参照法条 労働者災害補償保険法12条の8第2項
労働者災害補償保険法16条の2第1項
体系項目 労災補償・労災保険 / 補償内容・保険給付 / 遺族補償(給付)
労災補償・労災保険 / 労災保険の適用 / 内縁配偶者
裁判年月日 1998年5月27日
裁判所名 東京地
裁判形式 判決
事件番号 平成9年 (行ウ) 95 
裁判結果 認容(確定)
出典 労働判例739号65頁
審級関係
評釈論文 増田幸弘・社会保障判例百選<第3版>〔別冊ジュリスト153〕120~121頁2000年3月
判決理由 〔労災補償・労災保険-補償内容・保険給付-遺族補償(給付)〕
〔労災補償・労災保険-労災保険の適用-内縁配偶者〕
 一 労働者災害補償保険法一六条の二第一項は、遺族補償年金を受けることができる遺族につき、「労働者の配偶者、子、父母、孫、祖父母及び兄弟姉妹であって、労働者の死亡の当時その収入によつて生計を維持していたもの」と規定し、同条三項は遺族補償年金を受けるべき遺族の順位を規定していて、民法の相続の規定にゆだねることなく、自ら受給権者の範囲及びその順位を規定している。しかも、同条一項は、受給権者の要件として「労働者の死亡の当時その収入によつて生計を維持していたもの」と規定している。

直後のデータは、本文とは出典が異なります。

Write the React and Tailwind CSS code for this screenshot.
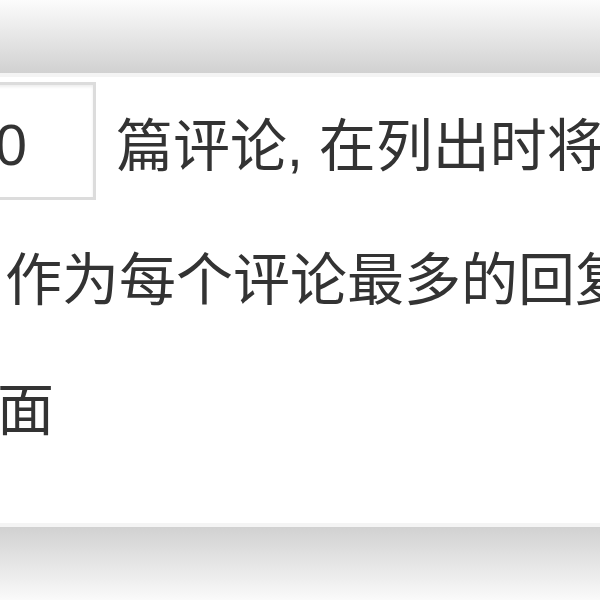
export default function App() {
	return (
		<div
			className="w-[600px] h-[600px] overflow-hidden bg-white flex flex-col text-[#333]"
			style={{ fontFamily: '"Liberation Sans", "Noto Sans CJK SC", sans-serif' }}
		>
			<div className="h-[73px] shrink-0 bg-gradient-to-b from-[#fcfcfc] to-[#d1d1d1]" />
			<div className="h-[4px] shrink-0 bg-[#f4f4f4]" />

			<div className="flex-1 flex flex-col text-[57px] leading-[64px]">
				<div className="mt-[5px] h-[118px] flex items-center">
					<div className="ml-[-80px] w-[176px] h-[118px] shrink-0 bg-white border-[3px] border-[#dcdcdc] shadow-[inset_0_2px_3px_rgba(0,0,0,0.07)] flex items-center justify-end pr-[66px] pt-[7px]">
						50
					</div>
					<span className="ml-[20px] mt-[10px] whitespace-nowrap">篇评论, 在列出时将</span>
				</div>
				<div className="mt-[48px] ml-[5px] whitespace-nowrap">作为每个评论最多的回复</div>
				<div className="mt-[66px] ml-[-3px] whitespace-nowrap">面</div>
			</div>

			<div className="h-[4px] shrink-0 bg-[#f4f4f4]" />
			<div className="h-[73px] shrink-0 bg-gradient-to-b from-[#d1d1d1] to-[#fafafa]" />
		</div>
	);
}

このような規定内容と、労働者の死亡によって失われた同人に扶養されていた家族の被扶養利益を補てんすることを目的とする同条の趣旨とに照らして考えると、同条にいう配偶者とは、原則として、婚姻の届出をした者を意味するが、婚姻関係が実体を失って形骸化し、かつ、その状態が固定化して近い将来解消される見込のないとき、すなわち、事実上の離婚状態にある場合には、婚姻の届出をした者であってももはや同条にいう配偶者には当たらず、重婚的内縁関係にある者が同条にいう「婚姻の届出をしていないが、事実上婚姻関係と同様の事情にあつた者」に該当し得るものと解するのが相当である。この判断に当たり、被災者と婚姻の届出をした者との間に婚姻関係を解消することについての合意があることは、必ずしも要件となるものではなく、別居に至る経緯、別居期間、婚姻関係を維持する意思の有無、婚姻関係を修復するための努力の有無、経済的依存関係の有無・程度、別居後の音信、訪問の有無・頻度等を総合考慮して右の判断を行うべきである。〔中略〕
 これらの事実によれば、亡AとBとは昭和五四年一〇月以降完全な別居状態になり、亡AがCの養育費を送金していたという事情はあるものの、それも昭和五八年六月をもって終了し、以後は亡AとBとは全く交流がなく、音信不通のまま長年が経過したものであり、他方、亡Aは原告と内縁関係にあって夫婦共同生活を送っていたものということができるから、以上を総合的に考慮すれば、遅くとも亡Aが昭和六三年四月に死亡した時点までには、亡AとBとの婚姻関係は実体を失って形骸化し、かつ、その状態が固定化して近い将来解消される見込のないとき、すなわち、事実上の離婚状態に至っていたものということができ、他方、原告は、亡Aと内縁関係にあり、その収入によって生計を維持し、「婚姻の届出をしていないが、事実上婚姻関係と同様の事情にあつた者」であったということができる。
 Bは、原告から人を介して連絡を受け、亡Aの葬儀にCとともに駆けつけており、最後まで戸籍上の婚姻関係を維持するつもりであったことも事実であるし、また、Bが生活保護を受けていることからすると、右のように解することは、あたかも法律上の妻の犠牲において内縁の妻を保護する結果となるかのような観がある。
 しかし、労働者災害補償保険法一六条の二第一項は、婚姻の届出をした配偶者であっても、「労働者の死亡の当時その収入によつて生計を維持していたもの」であることを要件としており、Bは遺族補償年金の受給要件を満たさないものである。また、Bの気持ちは尊重されてしかるべきではあるが、同条は、労働者の死亡によって失われた同人に扶養されていた家族の被扶養利益を補てんすることを目的とするものであり、Bの気持ちを尊重して原告の受給権を否定することは、労働者災害補償保険法の制度の趣旨を損なう結果となる。
 したがって、右の各事情は、前記の判断を左右するものではないというべきである。